Required task = Copy exactly the lines from the beginning of the data down to and including the line holding "import React from", without any pictures.

-- BEGIN --

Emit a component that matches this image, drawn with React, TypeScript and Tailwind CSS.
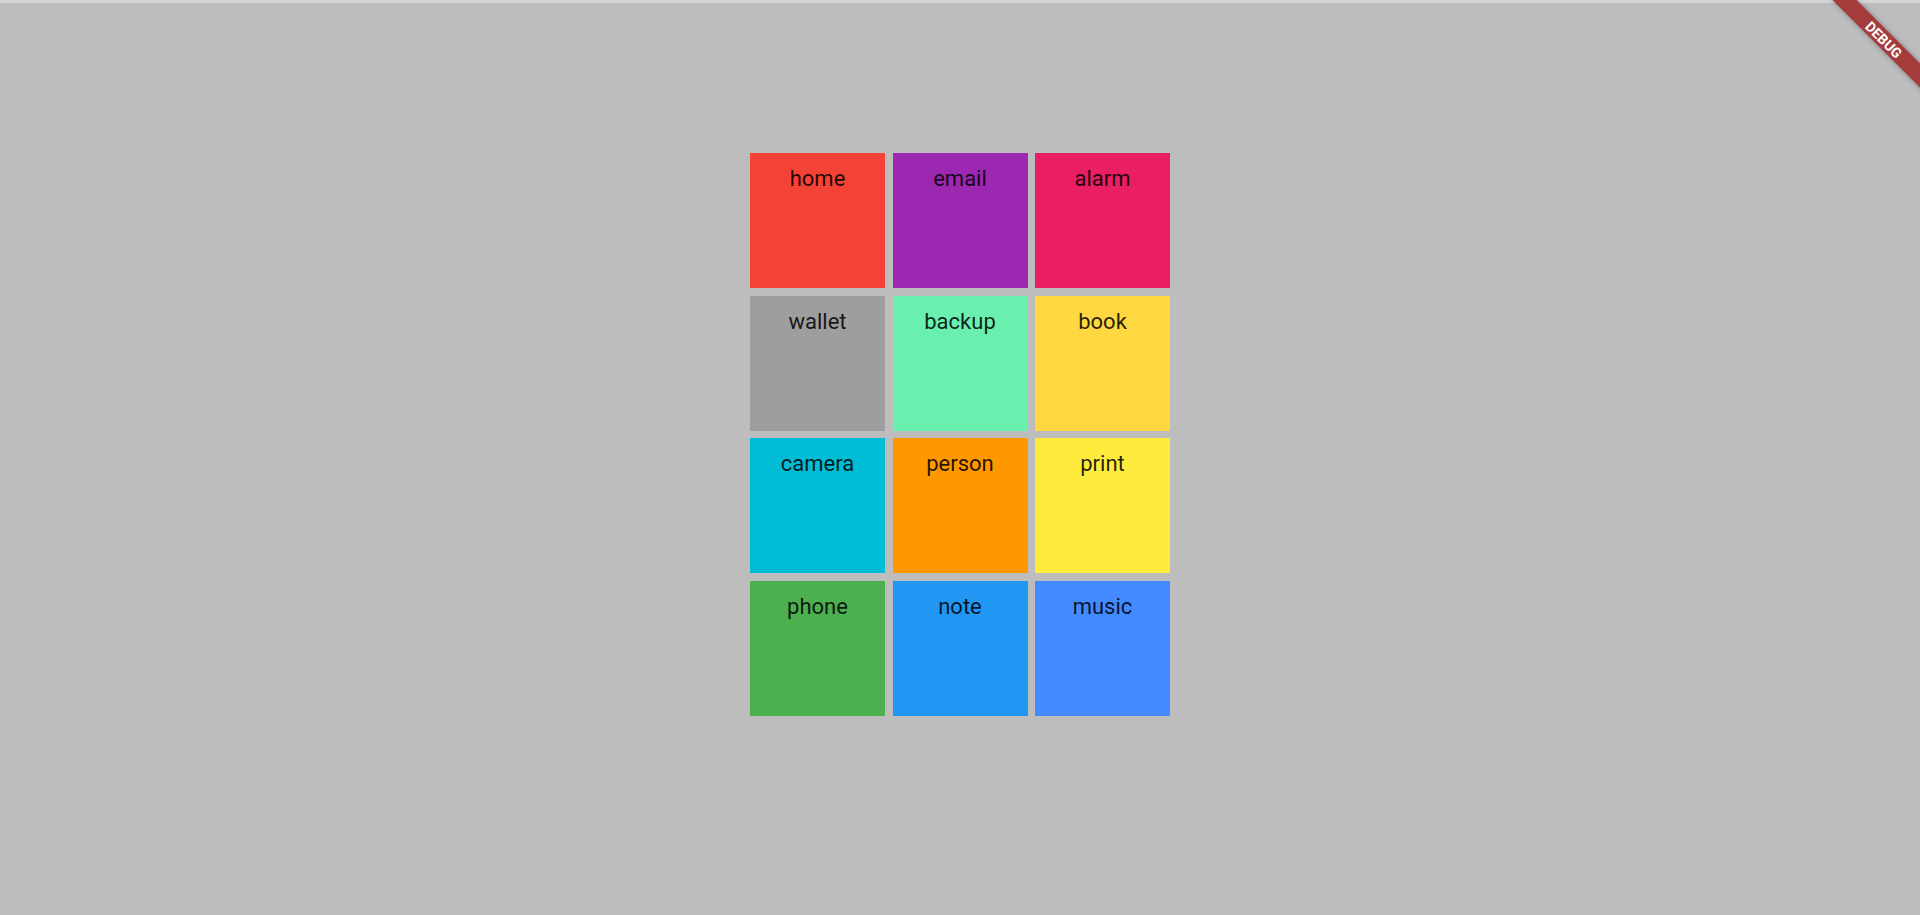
import React from "react";

const tiles: { label: string; bg: string }[] = [
  { label: "home", bg: "bg-[#f44336]" },
  { label: "email", bg: "bg-[#9c27b0]" },
  { label: "alarm", bg: "bg-[#e91e63]" },
  { label: "wallet", bg: "bg-[#9e9e9e]" },
  { label: "backup", bg: "bg-[#69f0ae]" },
  { label: "book", bg: "bg-[#ffd740]" },
  { label: "camera", bg: "bg-[#00bcd4]" },
  { label: "person", bg: "bg-[#ff9800]" },
  { label: "print", bg: "bg-[#ffeb3b]" },
  { label: "phone", bg: "bg-[#4caf50]" },
  { label: "note", bg: "bg-[#2196f3]" },
  { label: "music", bg: "bg-[#448aff]" },
];

export default function App() {
  return (
    <div
      className="relative w-full h-[915px] overflow-hidden bg-[#bdbdbd] flex flex-col"
      style={{ fontFamily: "Roboto, 'Noto Sans', sans-serif" }}
    >
      <div className="h-[3px] w-full bg-[#d5d5d5] shrink-0" />
      <div className="flex justify-center pt-[150px]">
        <div className="grid grid-cols-[135px_135px_135px] auto-rows-[135px] gap-[7.5px]">
          {tiles.map((t) => (
            <div key={t.label} className={`${t.bg} flex justify-center pt-[13px]`}>
              <span className="text-[22px] leading-[26px] text-black/[0.87]">{t.label}</span>
            </div>
          ))}
        </div>
      </div>
      <div className="pointer-events-none absolute left-[1819px] top-[31px] w-[130px] h-[17px] rotate-45 bg-[#a53c3c] shadow-[0_0_5px_rgba(0,0,0,0.35)] flex items-center justify-center">
        <span className="text-[14px] leading-none font-bold text-white">DEBUG</span>
      </div>
    </div>
  );
}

-- END --

Correct response =
Emit a component that matches this image, drawn with React, TypeScript and Tailwind CSS.
import React from "react";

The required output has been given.